--- Stated goal ---
Where the word "this" occurs in a line, return that line.

══ Entries provided ══

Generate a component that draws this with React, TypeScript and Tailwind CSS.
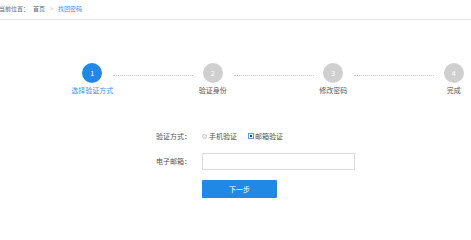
import React from "react";

const steps = ["选择验证方式", "验证身份", "修改密码", "完成"];

export default function App() {
  return (
    <div
      className="w-[471px] h-[204px] overflow-hidden bg-white text-[7px] leading-[9px] text-[#666]"
      style={{ fontFamily: '"Noto Sans CJK SC", "Noto Sans", sans-serif' }}
    >
      <div className="h-[20px] border-b border-[#e8e8e8] flex items-center ml-[-1px] pb-[3px] text-[6px]">
        <span>当前位置：</span>
        <span className="ml-[4px]">首页</span>
        <span className="ml-[5px] text-[#bbb]">&gt;</span>
        <span className="ml-[4.5px] text-[#3d8fe6]">找回密码</span>
      </div>

      <div className="mt-[43px] ml-[32px] flex w-[482px]">
        {steps.map((s, i) => (
          <div key={s} className="relative w-[120.5px] shrink-0 flex flex-col items-center">
            <div
              className={
                "w-[20px] h-[20px] rounded-full flex items-center justify-center text-white text-[7px] " +
                (i === 0 ? "bg-[#2188e6]" : "bg-[#cfcfcf]")
              }
            >
              {i + 1}
            </div>
            <div className={"mt-[3px] " + (i === 0 ? "text-[#3d8fe6]" : "text-[#555]")}>{s}</div>
            {i < 3 && (
              <div className="absolute top-[12px] left-[81px] w-[80px] border-t border-dotted border-[#c8c8c8]" />
            )}
          </div>
        ))}
      </div>

      <div className="ml-[156px] mt-[35px] flex flex-col">
        <div className="flex items-center h-[12px]">
          <div className="w-[46px] text-[#555]">验证方式：</div>
          <div className="flex items-center">
            <span className="w-[5px] h-[5px] rounded-full border border-[#c8c8c8] bg-[#eee]" />
            <span className="ml-[2px] text-[#555]">手机验证</span>
            <span className="ml-[11px] w-[6px] h-[6px] border border-[#5b9be6] bg-[#eef4fc] flex items-center justify-center">
              <span className="w-[2px] h-[2px] bg-[#444]" />
            </span>
            <span className="ml-[1px] text-[#555]">邮箱验证</span>
          </div>
        </div>
        <div className="flex items-center mt-[11px]">
          <div className="w-[46px] text-[#555]">电子邮箱：</div>
          <div className="w-[153px] h-[17px] border border-[#dcdcdc] bg-white" />
        </div>
        <div className="mt-[10px] ml-[46px]">
          <div className="w-[75px] h-[18px] bg-[#2188e6] text-white flex items-center justify-center rounded-[1px]">
            下一步
          </div>
        </div>
      </div>
    </div>
  );
}
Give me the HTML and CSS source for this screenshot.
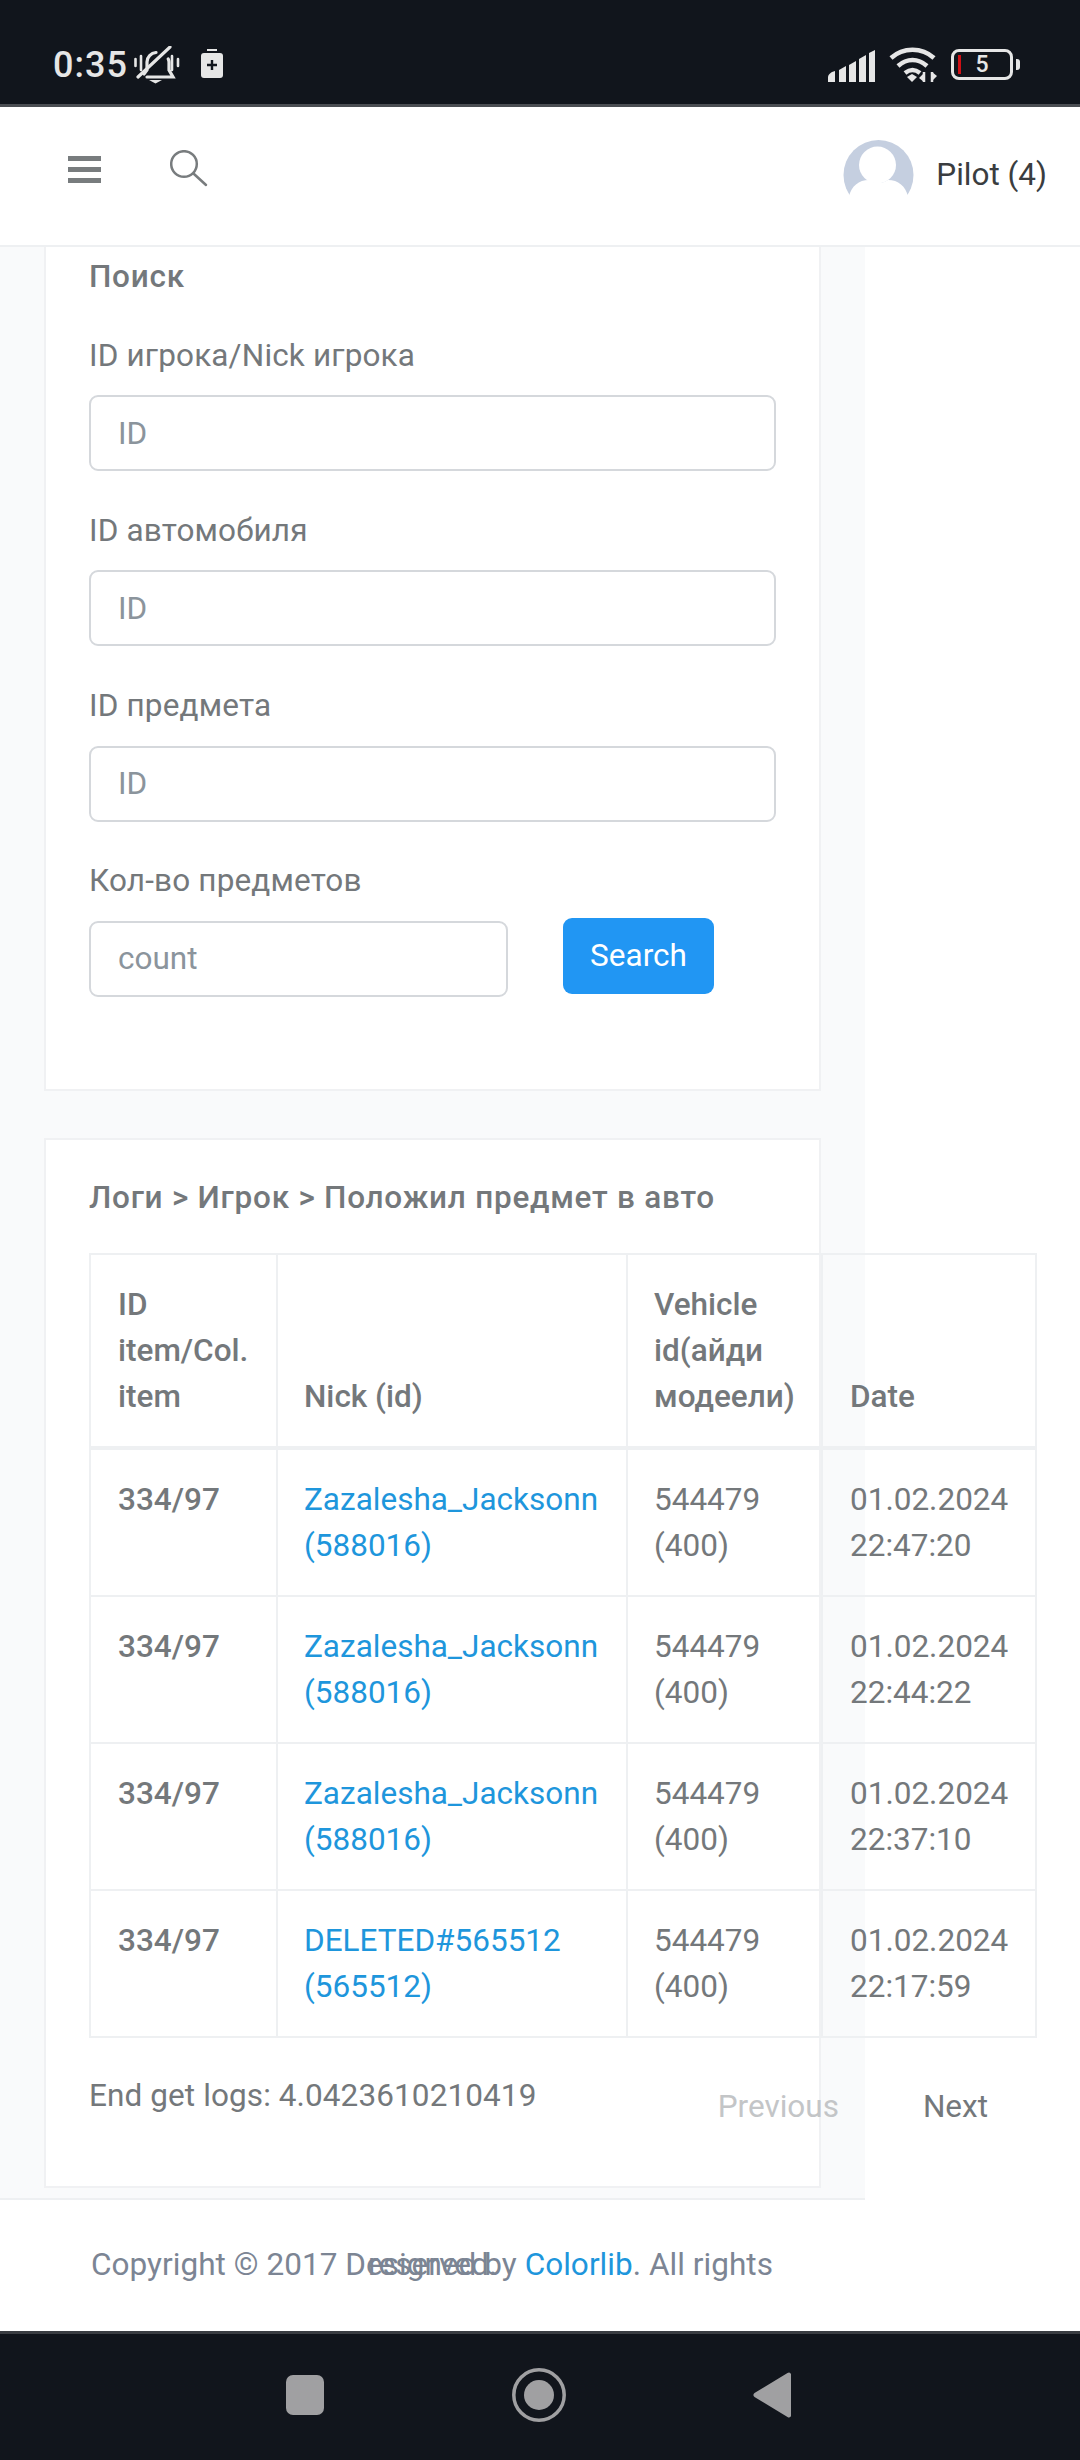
FILE: index.html
```html
<!DOCTYPE html>
<html lang="en">
<head>
  <meta charset="UTF-8">
  <meta name="viewport" content="width=device-width, initial-scale=1.0">
  <title>Логи</title>
  <link rel="stylesheet" href="styles.css">
</head>
<body>
  <div class="statusBar">
    <span class="clock">0:35</span>
    <svg class="bell" width="46" height="38" viewBox="0 0 46 38" fill="none" stroke="#e6e6e6" stroke-width="3.2" stroke-linecap="round">
      <path d="M1.500 13v7M7 10v14M38 10v14M44 13v7" stroke-width="2.600"/>
      <path d="M13 31h26l-4-7v-8c0-1-.3-2-.8-3M10 28l3-4v-8c0-5 4-9 9-9.500"/>
      <path d="M4 31L36 1"/>
      <path d="M15 34h13l-6.500 3.500z" fill="#e6e6e6" stroke="none"/>
    </svg>
    <svg class="saver" width="24" height="30" viewBox="0 0 24 30">
      <rect x="7" y="0" width="10" height="2" fill="#e6e6e6"/>
      <rect x="1" y="4" width="22" height="25" rx="3" fill="#e6e6e6"/>
      <path d="M7 16h10M12 11v10" stroke="#11151c" stroke-width="2.400"/>
    </svg>
    <span class="statusGap"></span>
    <svg class="signal" width="48" height="32" viewBox="0 0 48 32" fill="#e6e6e6">
      <path d="M0 27c0-2 2-4 4-5l3-1v11H0z"/>
      <path d="M11 20l7-4v16h-7z"/>
      <path d="M21 15l7-4v21h-7z"/>
      <path d="M31 9l7-4v27h-7z"/>
      <path d="M41 3l6-3v32h-6z"/>
    </svg>
    <svg class="wifi" width="48" height="36" viewBox="0 0 48 36" fill="none" stroke="#e6e6e6" stroke-width="4.500">
      <path d="M2 11C14 0 33 0 45 11"/>
      <path d="M9 19c9-8 20-8 29 0"/>
      <path d="M16 26c5-4 10-4 15 0"/>
      <path d="M18 30l5-3 5 3-5 5z" fill="#e6e6e6" stroke="none"/>
      <path d="M35 25v10M43 25v10" stroke-width="2.500"/>
      <path d="M30 31l5-5v9zM48 29l-5-4v9z" fill="#e6e6e6" stroke="none"/>
    </svg>
    <div class="battery">
      <div class="batteryBody"><i class="batteryLow"></i><span>5</span></div>
      <i class="batteryNub"></i>
    </div>
  </div>

  <div class="navBar">
    <div class="burger"><i></i><i></i><i></i></div>
    <svg class="searchIcon" width="38" height="38" viewBox="0 0 38 38" fill="none" stroke="#787c7e" stroke-width="2.500">
      <circle cx="14" cy="14" r="12.800"/>
      <path d="M24 24l12 11" stroke-linecap="round"/>
    </svg>
    <div class="navUser">
      <svg class="avatar" width="71" height="57" viewBox="0 0 71 57">
        <circle cx="35.500" cy="35" r="35" fill="#c5cfe0"/>
        <circle cx="34.500" cy="25" r="18.500" fill="#fff"/>
        <path d="M6 57c2-11 10-17 20-17 6 4 13 4 19 0 10 0 18 6 20 17v6H6z" fill="#fff"/>
      </svg>
      <span class="userName">Pilot (4)</span>
    </div>
  </div>

  <div class="content">
    <div class="card searchCard">
      <h4 class="cardTitle">Поиск</h4>
      <div class="field">
        <label>ID игрока/Nick игрока</label>
        <input type="text" placeholder="ID">
      </div>
      <div class="field">
        <label>ID автомобиля</label>
        <input type="text" placeholder="ID">
      </div>
      <div class="field">
        <label>ID предмета</label>
        <input type="text" placeholder="ID">
      </div>
      <div class="field">
        <label>Кол-во предметов</label>
        <div class="countRow">
          <input class="countInput" type="text" placeholder="count">
          <button class="searchBtn">Search</button>
        </div>
      </div>
    </div>

    <div class="card logsCard">
      <h4 class="cardTitle">Логи &gt; Игрок &gt; Положил предмет в авто</h4>
      <table class="logs">
        <thead>
          <tr><th>ID<br>item/Col.<br>item</th><th>Nick (id)</th><th>Vehicle<br>id(айди<br>модеели)</th><th>Date</th></tr>
        </thead>
        <tbody>
          <tr><td class="itemId">334/97</td><td><a href="#">Zazalesha_Jacksonn (588016)</a></td><td>544479 (400)</td><td>01.02.2024 22:47:20</td></tr>
          <tr><td class="itemId">334/97</td><td><a href="#">Zazalesha_Jacksonn (588016)</a></td><td>544479 (400)</td><td>01.02.2024 22:44:22</td></tr>
          <tr><td class="itemId">334/97</td><td><a href="#">Zazalesha_Jacksonn (588016)</a></td><td>544479 (400)</td><td>01.02.2024 22:37:10</td></tr>
          <tr><td class="itemId">334/97</td><td><a href="#">DELETED#565512 (565512)</a></td><td>544479 (400)</td><td>01.02.2024 22:17:59</td></tr>
        </tbody>
      </table>
      <div class="logsFoot">
        <span class="timing">End get logs: 4.0423610210419</span>
        <div class="pager"><span class="prev">Previous</span><span class="next">Next</span></div>
      </div>
    </div>
  </div>

  <div class="footer">
    <p class="copy">Copyright © 2017 Designed by <a href="#">Colorlib</a>. All rights <span class="copyWrapped">reserved.</span></p>
  </div>

  <div class="sysNav">
    <i class="navSquare"></i>
    <svg width="54" height="54" viewBox="0 0 54 54" fill="none">
      <circle cx="27" cy="27" r="25.200" stroke="#a0a0a2" stroke-width="3.500"/>
      <circle cx="27" cy="27" r="15" fill="#a0a0a2"/>
    </svg>
    <svg width="38" height="46" viewBox="0 0 38 46">
      <path d="M36 .5c1 0 2 1 2 2v41c0 1-1 2-2 2-.5 0-1-.2-1.500-.6L1.500 25c-1.500-1-1.500-3 0-4L34.500 1c.5-.3 1-.5 1.500-.5z" fill="#a0a0a2"/>
    </svg>
  </div>
</body>
</html>
```

FILE: styles.css
```css
html,body{margin:0;padding:0;background:#fff;}
body{width:1080px;height:2460px;overflow:hidden;font-family:Roboto,"Noto Sans",sans-serif;font-size:31.5px;line-height:47px;color:#74787b;}

/* status bar */
.statusBar{height:104px;box-sizing:border-box;background:#11151c;display:flex;align-items:flex-start;padding:46px 60px 0 53px;color:#e6e6e6;}
.clock{font-size:36px;font-weight:500;line-height:38px;letter-spacing:1px;margin-right:6px;}
.bell{margin-right:20px;}
.saver{margin-top:3px;}
.statusGap{flex:1;}
.signal{margin:4px 13px 0 0;}
.wifi{margin:1px 14px 0 0;}
.battery{display:flex;align-items:center;margin-top:3px;}
.batteryBody{width:62px;height:31px;box-sizing:border-box;border:3px solid #e6e6e6;border-radius:8px;display:flex;align-items:center;justify-content:center;position:relative;font-size:23px;font-weight:500;line-height:25px;}
.batteryLow{position:absolute;left:4px;top:3px;width:3px;height:19px;background:#d01015;}
.batteryNub{width:4px;height:11px;margin-left:3px;background:#e6e6e6;border-radius:0 3px 3px 0;}

/* top nav */
.navBar{height:143px;box-sizing:border-box;background:#fff;border-top:3px solid #4a4d52;border-bottom:2px solid #eef0f2;display:flex;align-items:flex-start;padding:0 33px 0 68px;}
.burger{width:33px;margin-top:49px;display:flex;flex-direction:column;gap:6px;}
.burger i{display:block;height:5px;background:#787c7e;}
.searchIcon{margin:43px 0 0 69px;}
.navUser{margin-left:auto;display:flex;align-items:flex-start;}
.avatar{margin:33px 22px 0 0;}
.userName{color:#3a3d40;margin-top:44px;}

/* page body */
.content{width:865px;height:1953px;box-sizing:border-box;background:#f9fafb;border-bottom:2px solid #eef0f2;padding:0 0 0 44px;}
.card{width:777px;box-sizing:border-box;background:#fff;border:2px solid #f0f1f3;padding:0 43px;}
.cardTitle{margin:0;font-size:31.5px;font-weight:500;letter-spacing:.75px;color:#74787b;}
.searchCard{height:844px;border-top:0;padding-top:6px;}
.searchCard .cardTitle{margin-bottom:31.5px;}
.field{margin-bottom:35.8px;}
.field label{display:block;height:47px;margin-bottom:16.5px;letter-spacing:.15px;}
.field input{display:block;width:687px;height:76px;box-sizing:border-box;border:2px solid #d5d8dc;border-radius:9px;padding:0 27px;font:inherit;color:#74787b;background:#fff;outline:none;}
.field input::placeholder{color:#8b949c;opacity:1;}
.countRow{display:flex;align-items:flex-start;}
.field .countInput{width:419px;}
.searchBtn{width:151px;height:76px;margin:-3px 0 0 55px;border:0;border-radius:9px;background:#2196f3;color:#fff;font:inherit;}
.logsCard{height:1050px;margin-top:47px;padding-top:34px;}
.logsCard .cardTitle{margin-bottom:32px;}

/* logs table */
.logs{width:948px;table-layout:fixed;border-collapse:collapse;line-height:46px;}
.logs th,.logs td{box-sizing:border-box;border:2px solid #eef0f2;padding:26.5px 27px;text-align:left;}
.logs th:nth-child(2),.logs th:nth-child(3),.logs td:nth-child(2),.logs td:nth-child(3){padding-left:26px;}
.logs th{vertical-align:bottom;font-weight:500;border-bottom-width:4px;}
.logs td{vertical-align:top;}
.logs th:nth-child(1){width:187px;}
.logs th:nth-child(2){width:350px;}
.logs th:nth-child(3){width:195px;}
.logs a{color:#1e96dc;text-decoration:none;}
.logs .itemId{font-weight:500;}
.logsFoot{display:flex;align-items:flex-start;justify-content:space-between;width:948px;padding-top:34px;letter-spacing:.1px;}
.pager{display:flex;margin-top:11px;padding-right:49px;letter-spacing:0;}
.prev{color:#c3c5c7;margin-right:84px;}
.next{color:#74787b;}

/* footer */
.footer{height:131px;box-sizing:border-box;padding:41px 0 0 91px;background:#fff;}
.copy{margin:0;position:relative;color:#7c8594;white-space:nowrap;letter-spacing:.04px;}
.copy a{color:#1e96dc;text-decoration:none;}
.copyWrapped{position:absolute;left:277px;top:0;}

/* android nav */
.sysNav{height:130px;box-sizing:border-box;background:#11151c;border-top:3px solid #3a3d42;display:flex;align-items:center;padding:0 289px 6px 286px;justify-content:space-between;}
.navSquare{width:38px;height:40px;background:#a0a0a2;border-radius:7px;}
```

═══

--- Task response ---
Generate a component that draws this with React, TypeScript and Tailwind CSS.
Give me the HTML and CSS source for this screenshot.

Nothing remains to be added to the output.